CMYK Pigment Dots (Epson 9900): I thought it'd be fun to image the CMYK pigment dots in a print (particularly, the moon in a print of this cityscape shot of mine:http://cl.ly/SUIF) from the highly-regarded Epson 9900 printer (supposedly capable of 2880x1440dpi). I estimate the dots to be roughly 35µm across, based on my measurements from the 'Ruler' shot above.

Retina Macbook Pro (MBP) pixel-peeping: I've imaged the individual R, G, and B pixels of the high-density Retina MBP IPS (in-plane switching) display. You'll note some sub-pixel features: it seems 5-8 'strips' per color pixel. For ease of visualization, I've desaturated some of the blue pixels & enlarged one such desaturated blue pixel in the inset - here you can easily count 8 such strips. My measurements (based on the 340nm/pixel measurement from the 'Ruler' shot) indicate that each color MBP pixel is approx. 30µm across; that would make each of the 8 sub-pixel strips 30/8 = 3.75µm across. Hence, it would seem that we've resolved ~4µm features here.

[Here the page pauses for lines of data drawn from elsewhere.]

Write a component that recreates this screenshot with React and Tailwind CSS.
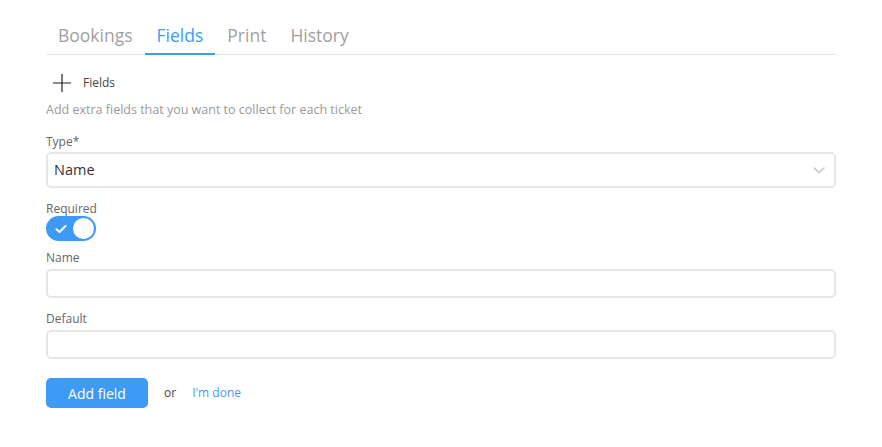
import React, { useState } from 'react';

const font = { fontFamily: '"Segoe UI", "Open Sans", "Noto Sans", sans-serif' };

const Tabs = ({ active, onChange }) => {
  const tabs = ['Bookings', 'Fields', 'Print', 'History'];
  return (
    <div className="flex border-b border-[#e4e4e4]">
      {tabs.map((t) => (
        <button
          key={t}
          onClick={() => onChange(t)}
          className={
            'px-3 pt-[19px] pb-[2px] text-[17.5px] leading-[32px] -mb-px border-b-2 ' +
            (active === t ? 'text-[#3d9bf5] border-[#3d9bf5]' : 'text-[#a0a0a0] border-transparent')
          }
        >
          {t}
        </button>
      ))}
    </div>
  );
};

const Field = ({ label, children, className = '' }) => (
  <div className={className}>
    <div className="text-[12px] leading-[16px] text-[#666]">{label}</div>
    {children}
  </div>
);

export default function App() {
  const [tab, setTab] = useState('Fields');
  const [required, setRequired] = useState(true);

  return (
    <div className="bg-white w-[882px] h-[447px] pl-[46px] pr-[46px]" style={font}>
      <Tabs active={tab} onChange={setTab} />

      <div className="flex items-center mt-[19px] h-[18px]">
        <svg width="20" height="20" viewBox="0 0 20 20" className="ml-[6px]">
          <path d="M10 1v18M1 10h18" stroke="#222" strokeWidth="1.2" fill="none" />
        </svg>
        <span className="ml-[11px] text-[12px] text-[#444]">Fields</span>
      </div>
      <div className="mt-[10px] text-[12.5px] leading-[16px] text-[#999]">
        Add extra fields that you want to collect for each ticket
      </div>

      <Field label="Type*" className="mt-[16px]">
        <div className="mt-[2px] h-[36px] rounded-[5px] border-2 border-[#e6e6e6] flex items-center justify-between pl-[6px] pr-[8px]">
          <span className="text-[14.5px] text-[#333]">Name</span>
          <svg width="14" height="14" viewBox="0 0 14 14">
            <path d="M2 5l5 4.5L12 5" stroke="#c4c4c4" strokeWidth="1.6" fill="none" strokeLinecap="round" />
          </svg>
        </div>
      </Field>

      <Field label="Required" className="mt-[13px]">
        <button
          onClick={() => setRequired(!required)}
          className={
            'mt-[-1px] w-[50px] h-[25px] rounded-full flex items-center px-[2px] ' +
            (required ? 'bg-[#3d9bf5] justify-end' : 'bg-[#ddd] justify-start')
          }
        >
          {required && (
            <svg width="14" height="14" viewBox="0 0 14 14" className="mr-auto ml-[6px]">
              <path d="M2.5 7.2l3 2.8 6-6" stroke="#fff" strokeWidth="2" fill="none" strokeLinecap="round" strokeLinejoin="round" />
            </svg>
          )}
          <span className="w-[21px] h-[21px] rounded-full bg-white" />
        </button>
      </Field>

      <Field label="Name" className="mt-[9px]">
        <input className="mt-[3px] w-full h-[29px] rounded-[5px] border-2 border-[#e6e6e6] outline-none px-[6px] text-[14px]" />
      </Field>

      <Field label="Default" className="mt-[13px]">
        <input className="mt-[3px] w-full h-[29px] rounded-[5px] border-2 border-[#e6e6e6] outline-none px-[6px] text-[14px]" />
      </Field>

      <div className="flex items-center mt-[19px]">
        <button className="w-[102px] h-[30px] rounded-[5px] bg-[#3d9bf5] text-white text-[14px]">Add field</button>
        <span className="ml-[16px] text-[12px] text-[#444]">or</span>
        <a href="#" className="ml-[16px] text-[12px] text-[#3d9bf5]">I'm done</a>
      </div>
    </div>
  );
}
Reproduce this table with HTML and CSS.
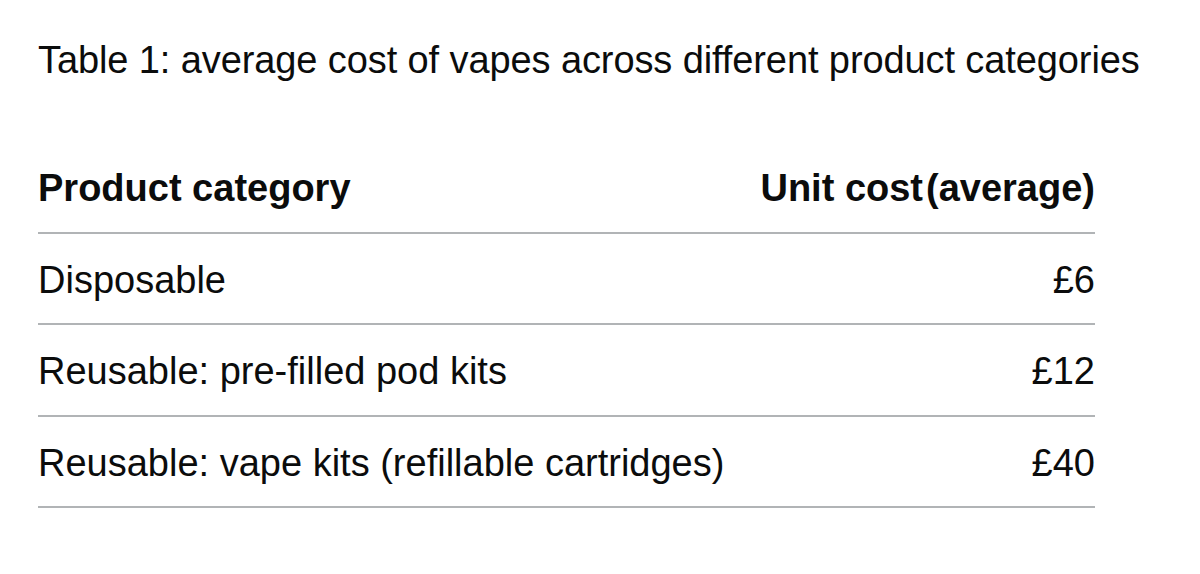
FILE: index.html
```html
<!DOCTYPE html>
<html lang="en">
<head>
<meta charset="utf-8">
<title>Table 1</title>
<link rel="stylesheet" href="styles.css">
</head>
<body>
<div class="page">
  <div class="cost-caption" id="cost-caption">Table 1: average cost of vapes across different product categories</div>
  <table class="cost-table" aria-labelledby="cost-caption">
    <thead>
      <tr>
        <th class="cell cell-head">Product category</th>
        <th class="cell cell-head cell-num">Unit cost<span class="avg">(average)</span></th>
      </tr>
    </thead>
    <tbody>
      <tr>
        <td class="cell">Disposable</td>
        <td class="cell cell-num">£6</td>
      </tr>
      <tr>
        <td class="cell">Reusable: pre-filled pod kits</td>
        <td class="cell cell-num">£12</td>
      </tr>
      <tr>
        <td class="cell">Reusable: vape kits (refillable cartridges)</td>
        <td class="cell cell-num">£40</td>
      </tr>
    </tbody>
  </table>
</div>
</body>
</html>
```

FILE: styles.css
```css
html, body {
  margin: 0;
  padding: 0;
  background: #ffffff;
}

body {
  font-family: "Liberation Sans", Arial, Helvetica, sans-serif;
  color: #0b0c0c;
}

.page {
  padding: 37px 0 0 38px;
  width: 1057px;
}

.cost-caption {
  font-size: 38px;
  line-height: 46px;
  font-weight: 400;
  letter-spacing: -0.1px;
  white-space: nowrap;
  margin-bottom: 59px;
}

.cost-table {
  width: 100%;
  border-collapse: collapse;
  border-spacing: 0;
}

.cell {
  font-size: 38px;
  line-height: 45.5px;
  padding: 24px 0 20px;
  border-bottom: 2px solid #b1b4b6;
  text-align: left;
  font-weight: 400;
  white-space: nowrap;
}

.cell-head {
  font-weight: 700;
}

.cell-num {
  text-align: right;
}

.avg {
  margin-left: 3px;
}
```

Sanity check: Retina MBP panels have a pixel density of 220ppi. That equates to 1 pixel per 115µm; however, since each pixel consists of R, G, B pixels, each color pixel should be at most 115/3 = 38µm across. 38µm is consistent with my measurement of ~30µm based on the magnification I achieved (determined by the 'Ruler' shot above) - so that was a satisfying reality check!
Carlo Vaccari 17-Nov-2013 05:15
It looks like you need a Coastal Optics UV-Vis-IR 60/4...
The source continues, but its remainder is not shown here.